If we weren’t camping or boating, our parents strongly encouraged us to be outdoors. Bicycling, roller skating, climbing trees, digging in the dirt, and swimming til our hands were prunes were all encouraged. They taught us to appreciate and respect all wildlife, including the anoles that overran our yard, the occasional garter snakes that slithered through, and all the caterpillars, frogs, and toads that called our backyard home. 


Through all of our road trips, camping weekends, and backyard adventures, dad always had two accessories; a black suede cowboy hat that he picked up on one of our trips in Montana, and a trusty camera. Usually the camera was a video camera, and so we’re all blessed to have large chunks of our life together memorialized in video. 


During the off-season, when brief cold fronts made it too chilly to be outdoors reliably, dad practiced and performed as a concert cellist with the Ocala Symphony Orchestra. Dad always reminded us to listen for the “horse” at the end of “Sleigh Ride” during the Symphony’s Christmas performance. Occasionally, dad would acquiesce to our demands of a trio performance at home, with us playing piano duets, and him graciously anticipating our keyboard stumbles to play along in unison on his cello.  


In 2002, dad had his first heart attack.
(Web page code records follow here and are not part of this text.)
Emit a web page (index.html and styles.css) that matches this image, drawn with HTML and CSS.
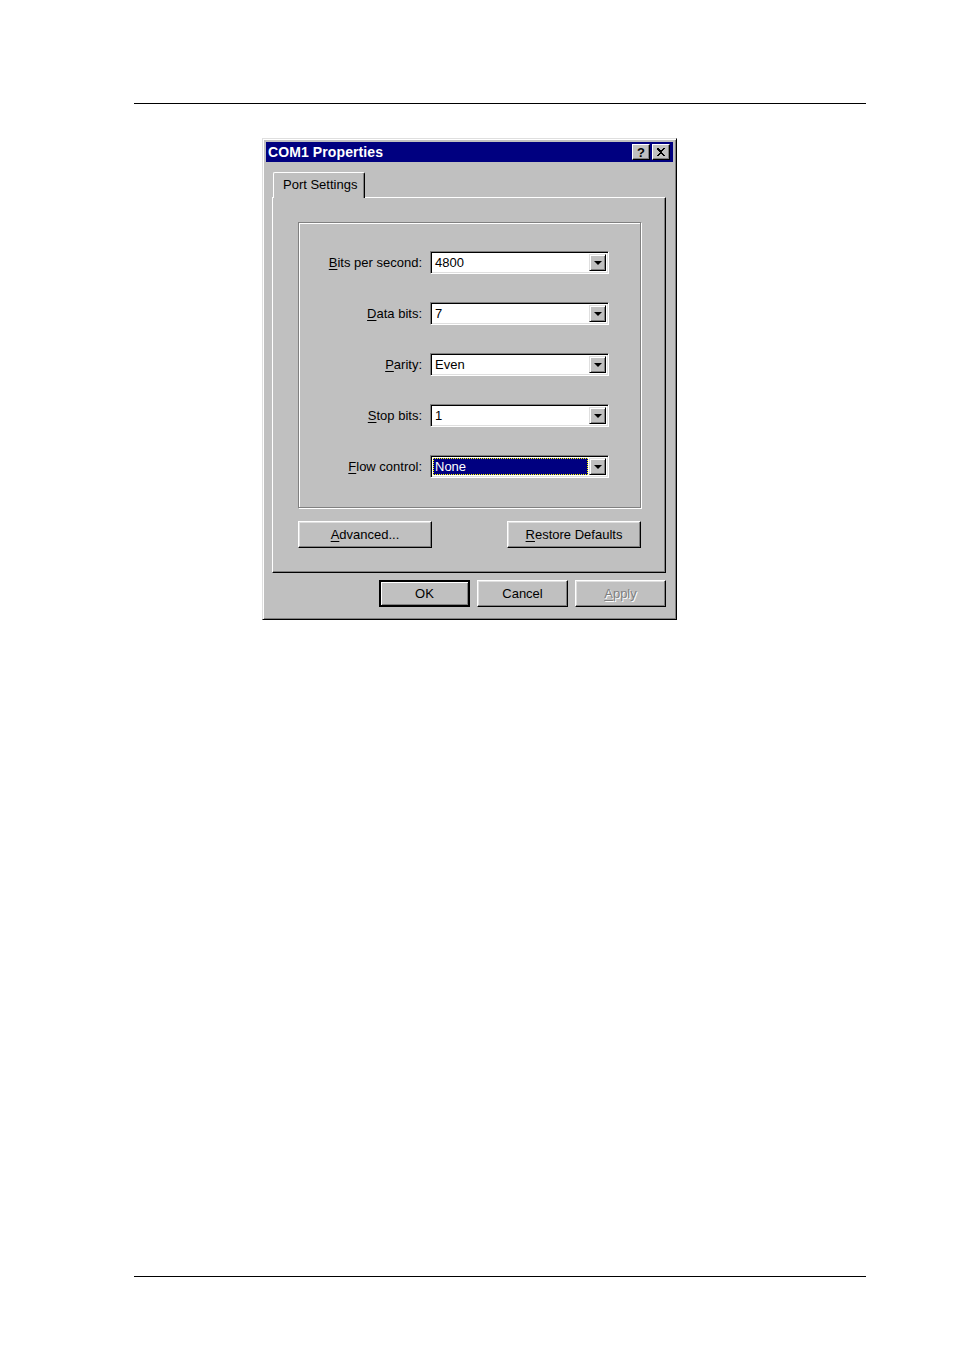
FILE: index.html
```html
<!DOCTYPE html>
<html>
<head>
<meta charset="utf-8">
<link rel="stylesheet" href="styles.css">
</head>
<body>
<div class="rule rule-top"></div>
<div class="dialog">
  <div class="titlebar">
    <span class="title">COM1 Properties</span>
    <span class="tbtns"><span class="tbtn help">?</span><span class="tbtn close">
      <svg width="10" height="9" viewBox="0 0 10 9"><path d="M1 0h2v1h1v1h2V1h1V0h2v1H8v1H7v1H6v1h0v1h1v1h1v1h1v1H7V7H6V6H4v1H3v1H1V7h1V6h1V5h1V4H3V3H2V2H1z" fill="#000"/></svg>
    </span></span>
  </div>
  <div class="tabs"><div class="tab">Port Settings</div></div>
  <div class="panel">
    <div class="group">
      <div class="row"><span class="lbl"><u>B</u>its per second:</span><div class="combo"><span class="val">4800</span><span class="arrow"><i></i></span></div></div>
      <div class="row"><span class="lbl"><u>D</u>ata bits:</span><div class="combo"><span class="val">7</span><span class="arrow"><i></i></span></div></div>
      <div class="row"><span class="lbl"><u>P</u>arity:</span><div class="combo"><span class="val">Even</span><span class="arrow"><i></i></span></div></div>
      <div class="row"><span class="lbl"><u>S</u>top bits:</span><div class="combo"><span class="val">1</span><span class="arrow"><i></i></span></div></div>
      <div class="row"><span class="lbl"><u>F</u>low control:</span><div class="combo"><span class="val sel">None</span><span class="arrow"><i></i></span></div></div>
    </div>
    <div class="panel-btns">
      <div class="btn wide"><u>A</u>dvanced...</div>
      <div class="btn wide"><u>R</u>estore Defaults</div>
    </div>
  </div>
  <div class="dlg-btns">
    <div class="btn def">OK</div>
    <div class="btn">Cancel</div>
    <div class="btn disabled"><u>A</u>pply</div>
  </div>
</div>
<div class="rule rule-bottom"></div>
</body>
</html>
```

FILE: styles.css
```css
html, body { margin: 0; padding: 0; background: #fff; }
body { font-family: "Liberation Sans", Arial, sans-serif; font-size: 13px; color: #000; width: 954px; }
u { text-decoration: underline; text-underline-offset: 2px; }

.rule { height: 0; border-top: 1px solid #000; width: 732px; margin-left: 134px; }
.rule-top { margin-top: 103px; }
.rule-bottom { margin-top: 656px; }

.dialog {
  box-sizing: border-box;
  margin-top: 34px; margin-left: 262px;
  width: 415px; height: 482px;
  background: #c0c0c0;
  border: 1px solid; border-color: #dfdfdf #000 #000 #dfdfdf;
  box-shadow: inset 1px 1px #fff, inset -1px -1px #808080;
  padding: 3px;
  display: flex; flex-direction: column;
}
.titlebar {
  height: 20px; background: #000080; color: #fff;
  display: flex; align-items: center; justify-content: space-between;
  padding: 0 3px 0 2px;
}
.title { font-weight: bold; font-size: 14px; letter-spacing: 0.1px; }
.tbtns { display: flex; gap: 2px; }
.tbtn {
  box-sizing: border-box; width: 18px; height: 16px; background: #c0c0c0; color: #000;
  border: 1px solid; border-color: #fff #000 #000 #fff;
  box-shadow: inset -1px -1px #808080;
  display: flex; align-items: center; justify-content: center;
  font-weight: bold; font-size: 13px; line-height: 1;
}
.tabs { display: flex; margin: 10px 0 0 7px; position: relative; z-index: 1; }
.tab {
  box-sizing: border-box; height: 26px; width: 92px;
  padding: 4px 0 0 9px;
  background: #c0c0c0;
  border-left: 1px solid #fff; border-top: 1px solid #fff; border-right: 1px solid #000;
  border-radius: 2px 2px 0 0;
  box-shadow: inset -1px 0 #808080;
  margin-bottom: -1px;
}
.panel {
  box-sizing: border-box; width: 394px; height: 376px; margin-left: 6px;
  border: 1px solid; border-color: #fff #000 #000 #fff;
  box-shadow: inset -1px -1px #808080;
  padding: 24px 24px 0 25px;
}
.group {
  box-sizing: border-box; height: 286px;
  border: 1px solid #808080;
  box-shadow: 1px 1px 0 #fff, inset 1px 1px 0 #fff;
  padding: 28px 31px 0 0;
  display: flex; flex-direction: column; gap: 28px;
}
.row { display: flex; justify-content: flex-end; align-items: center; height: 23px; }
.lbl { margin-right: 8px; }
.combo {
  box-sizing: border-box; width: 179px; height: 23px; background: #fff;
  border: 1px solid; border-color: #808080 #fff #fff #808080;
  box-shadow: inset 1px 1px #000, inset -1px -1px #dfdfdf;
  padding: 2px; display: flex; align-items: stretch;
}
.val { flex: 1; padding-left: 2px; line-height: 17px; }
.val.sel { background: #000080; color: #fff; outline: 1px dotted #ff0; outline-offset: -1px; margin-right: 1px; }
.arrow {
  box-sizing: border-box; width: 17px; background: #c0c0c0;
  border: 1px solid; border-color: #dfdfdf #000 #000 #dfdfdf;
  box-shadow: inset 1px 1px #fff, inset -1px -1px #808080;
  display: flex; align-items: center; justify-content: center;
}
.arrow i { width: 0; height: 0; border-left: 4px solid transparent; border-right: 4px solid transparent; border-top: 4px solid #000; }

.panel-btns { display: flex; justify-content: space-between; margin-top: 13px; }
.btn {
  box-sizing: border-box; width: 91px; height: 27px; background: #c0c0c0;
  border: 1px solid; border-color: #fff #000 #000 #fff;
  box-shadow: inset -1px -1px #808080, inset 1px 1px #dfdfdf;
  display: flex; align-items: center; justify-content: center;
}
.btn.wide { width: 134px; }
.btn.def { border: 2px solid #000; border-color: #000; box-shadow: inset 1px 1px #fff, inset -1px -1px #808080; }
.btn.disabled { color: #808080; text-shadow: 1px 1px 0 #fff; }
.dlg-btns { display: flex; justify-content: flex-end; gap: 7px; margin-top: 7px; padding-right: 7px; }
```
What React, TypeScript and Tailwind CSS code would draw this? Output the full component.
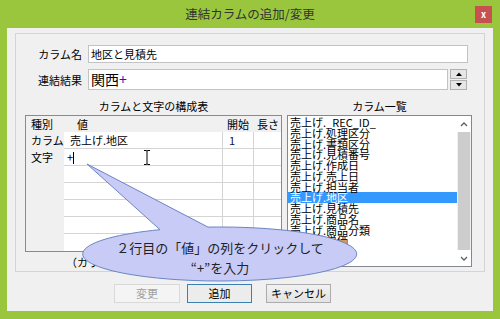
const listItems = [
  "売上げ._REC_ID_",
  "売上げ.処理区分",
  "売上げ.書類区分",
  "売上げ.見積番号",
  "売上げ.作成日",
  "売上げ.売上日",
  "売上げ.担当者",
  "売上げ.地区",
  "売上げ.見積先",
  "売上げ.商品名",
  "売上げ.商品分類",
  "売上げ.単価",
]

const rows = [
  { kind: "カラム", value: "売上げ.地区", start: "1", editing: false },
  { kind: "文字", value: "+", start: "", editing: true },
  { kind: "", value: "", start: "", editing: false },
  { kind: "", value: "", start: "", editing: false },
  { kind: "", value: "", start: "", editing: false },
  { kind: "", value: "", start: "", editing: false },
  { kind: "", value: "", start: "", editing: false },
]

function Callout() {
  return (
    <>
      <svg className="absolute left-0 top-0 pointer-events-none" width="500" height="319">
        <path
          d="M208 227.1 A137 27 0 1 1 160 229.7 L87 164 Z"
          fill="#c8cbf6"
          stroke="#6a86c2"
          strokeWidth="1"
        />
      </svg>
      <div className="absolute left-[83px] top-[238px] w-[274px] text-center text-[13px] leading-[20px] text-[#222] pointer-events-none">
        <div>２行目の「値」の列をクリックして</div>
        <div>“+”を入力</div>
      </div>
    </>
  )
}

function Grid() {
  return (
    <div className="w-[257px] h-[137px] border border-[#8a8a8a] bg-[#f0f0f0] flex flex-col">
      {/* header */}
      <div className="flex h-[16px] leading-[16px] text-[11px]">
        <div className="w-[38px] pl-[5px]">種別</div>
        <div className="w-[159px] pl-[13px]">値</div>
        <div className="w-[31px] pl-[4px]">開始</div>
        <div className="w-[27px] pl-[3px]">長さ</div>
      </div>
      {rows.map((r, i) => (
        <div key={i} className="flex h-[17px] text-[11px] leading-[16px]">
          <div className="w-[38px] pl-[5px]">{r.kind}</div>
          <div
            className={
              "relative w-[159px] bg-white border-r border-[#d4d4d4] " +
              (i < rows.length - 1 ? "border-b " : "") +
              (r.editing ? "pl-[3px]" : "pl-[6px]")
            }
          >
            {r.value}
            {r.editing && <span className="inline-block align-middle w-px h-[12px] bg-black mb-[2px]" />}
            {r.editing && (
              <svg className="absolute left-[79px] top-[1px]" width="8" height="15">
                <path d="M1 0.5h2.5l0.5 1 0.5-1h2.5M4 1.5v12M1 14.5h2.5l0.5-1 0.5 1h2.5" stroke="#000" fill="none" />
              </svg>
            )}
          </div>
          <div
            className={
              "w-[31px] bg-white border-r border-[#d4d4d4] pl-[6px] text-[#101040] " +
              (i < rows.length - 1 ? "border-b" : "")
            }
          >
            {r.start}
          </div>
          <div className={"w-[27px] bg-white border-[#d4d4d4] " + (i < rows.length - 1 ? "border-b" : "")} />
        </div>
      ))}
    </div>
  )
}

function ColumnList() {
  return (
    <div className="w-[185px] h-[152px] border border-[#828790] bg-white flex">
      <div className="w-[169px] pt-[1px]">
        {listItems.map((item, i) => (
          <div
            key={item}
            className={
              "h-[10.75px] leading-[10.75px] text-[11px] pl-[2px] whitespace-nowrap " +
              (i === 7 ? "bg-[#3399ff] text-white" : "text-black")
            }
          >
            {item}
          </div>
        ))}
      </div>
      <div className="w-[14px] flex flex-col bg-[#f0f0f0]">
        <div className="h-[16px] bg-white flex items-center justify-center">
          <svg width="8" height="5">
            <path d="M1 4l3-3 3 3" stroke="#606060" strokeWidth="1.3" fill="none" />
          </svg>
        </div>
        <div className="flex-1 bg-[#cdcdcd] mx-[1px]" />
        <div className="h-[16px] bg-white flex items-center justify-center">
          <svg width="8" height="5">
            <path d="M1 1l3 3 3-3" stroke="#606060" strokeWidth="1.3" fill="none" />
          </svg>
        </div>
      </div>
    </div>
  )
}

export default function App() {
  return (
    <div className="relative w-[500px] h-[319px] bg-[#9ac63d] flex flex-col overflow-hidden font-['Noto_Sans_CJK_JP',sans-serif] text-[11px] text-black">
      {/* title bar */}
      <div className="h-[28px] grid grid-cols-[1fr_auto_1fr] items-center">
        <div />
        <div className="text-[12.5px] leading-none text-[#333]">連結カラムの追加/変更</div>
        <div className="flex justify-end pr-[8px]">
          <div className="w-[17px] h-[17px] bg-[#c75050] flex items-center justify-center text-white text-[9px] font-bold leading-none">
            x
          </div>
        </div>
      </div>

      {/* client area */}
      <div className="mx-[7px] mb-[8px] flex-1 bg-[#f0f0f0] flex flex-col">
        <div className="mx-[8px] mt-[5px] h-[239px] border border-[#d4d4d4] flex flex-col">
          <div className="flex items-center mt-[11px]">
            <div className="w-[66px] text-right leading-[18px]">カラム名</div>
            <div className="ml-[6px] w-[380px] h-[18px] bg-white border border-[#c3c3c3] px-[2px] leading-[16px]">
              地区と見積先
            </div>
          </div>
          <div className="flex items-center mt-[6px]">
            <div className="w-[66px] text-right leading-[18px]">連結結果</div>
            <div className="ml-[6px] w-[360px] h-[21px] bg-white border border-[#c3c3c3] px-[2px] text-[14px] leading-[19px]">
              関西<span className="text-[#1a1ad0]">+</span>
            </div>
            <div className="ml-[2px] w-[17px] h-[21px] flex flex-col gap-px">
              <div className="flex-1 border border-[#b0b0b0] bg-[#e6e6e6] flex items-center justify-center">
                <svg width="6" height="4">
                  <path d="M0 4L3 0.5L6 4Z" fill="#000" />
                </svg>
              </div>
              <div className="flex-1 border border-[#b0b0b0] bg-[#e6e6e6] flex items-center justify-center">
                <svg width="6" height="4">
                  <path d="M0 0L3 3.5L6 0Z" fill="#000" />
                </svg>
              </div>
            </div>
          </div>

          <div className="flex mt-[9px] pl-[9px] gap-[5px]">
            <div className="w-[257px] flex flex-col">
              <div className="h-[16px] leading-[14px] text-center">カラムと文字の構成表</div>
              <Grid />
              <div className="pl-[41px] mt-[3px] leading-[14px]">（カラムを追加）</div>
            </div>
            <div className="w-[185px] flex flex-col">
              <div className="h-[16px] leading-[14px] text-center">カラム一覧</div>
              <ColumnList />
            </div>
          </div>
        </div>

        <div className="flex mt-[12px] pl-[107px] h-[19px]">
          <div className="w-[66px] h-[19px] border border-[#d9d9d9] bg-[#f4f4f4] text-[#a0a0a0] flex items-center justify-center">
            変更
          </div>
          <div className="ml-[7px] w-[65px] h-[19px] border border-[#3c7fb1] bg-[#ececec] flex items-center justify-center">
            追加
          </div>
          <div className="ml-[14px] w-[65px] h-[19px] border border-[#acacac] bg-gradient-to-b from-[#f2f2f2] to-[#e3e3e3] flex items-center justify-center">
            キャンセル
          </div>
        </div>
      </div>

      <Callout />
    </div>
  )
}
We didn’t know it  until many years later, but that heart attack cost him 80% of his heart. He kept the severity of it from us, and all we knew was that there were some new changes – a new diet, no heavy lifting, no intense exercise. We also knew it pushed him to walk every day.


Dad was declared “disabled” in 2011, officially making him a disabled veteran. He also declared his official retirement in that same year, and turned his attention to fixing up cars. He had worked on a pit crew in the 1960s and that experience along with his seemingly natural gift as a mechanical tinkerer, lent well to his new hobby. His particular interest was Corvette convertibles, and at various points he owned three of them, including his pride and joy, a 2003 50th anniversary edition Corvette convertible. He spent many hours “playing” with their engines and was proud that he could take them apart, put them back together with fewer parts, and they’d run even better than before. In the ten-odd years that he owned his cars, none of them ever set wheel in a mechanic shop, and every one of them ran perfectly. He eventually added a Norton motorcycle to his collection of vehicles, though sadly was only able to ride it once before another major heart event.


In 2016, on a roadtrip with our mom through the Pacific Northwest, something changed. Dad suddenly found himself with little energy, needing to rest for long periods of time, was lethargic, and increasingly confused. Upon their return to Florida and after many visits to the VA hospital in Gainesville, it was determined that another vascular event had furthered dad’s disability and that he was showing early signs of vascular dementia. While the new developments didn’t fully incapacitate him, it did mean he was unable to ride his motorcycle again, and eventually was not allowed to drive at all. 


After selling his beloved corvettes, motorcycle, and RV, he and our mother (with lots of coaxing) moved to a beautiful condo in a tall building in Northern Virginia. Their 7th floor sunroom was a fantastic vantage point to watch airplanes taking off and landing at the nearby airport, and dad preferred that form of entertainment over many others, which he increasingly found too tiring or irritating. Though he wasn’t fully “himself” during these years, he still made an impression as a kind, caring, and gentle soul on his neighbors and anyone he met. His first and only grandson was born in 2018, and they enjoyed frequent visits and video calls together.


Allan Russell Davis is survived by his wife of nearly 49 years, Flora Sanchez Davis. By his daughters Allison and Amanda Davis, and his son-in-law Jay Grewal. He is also survived by his grandson Jasper Russell Grewal, who shares his middle name.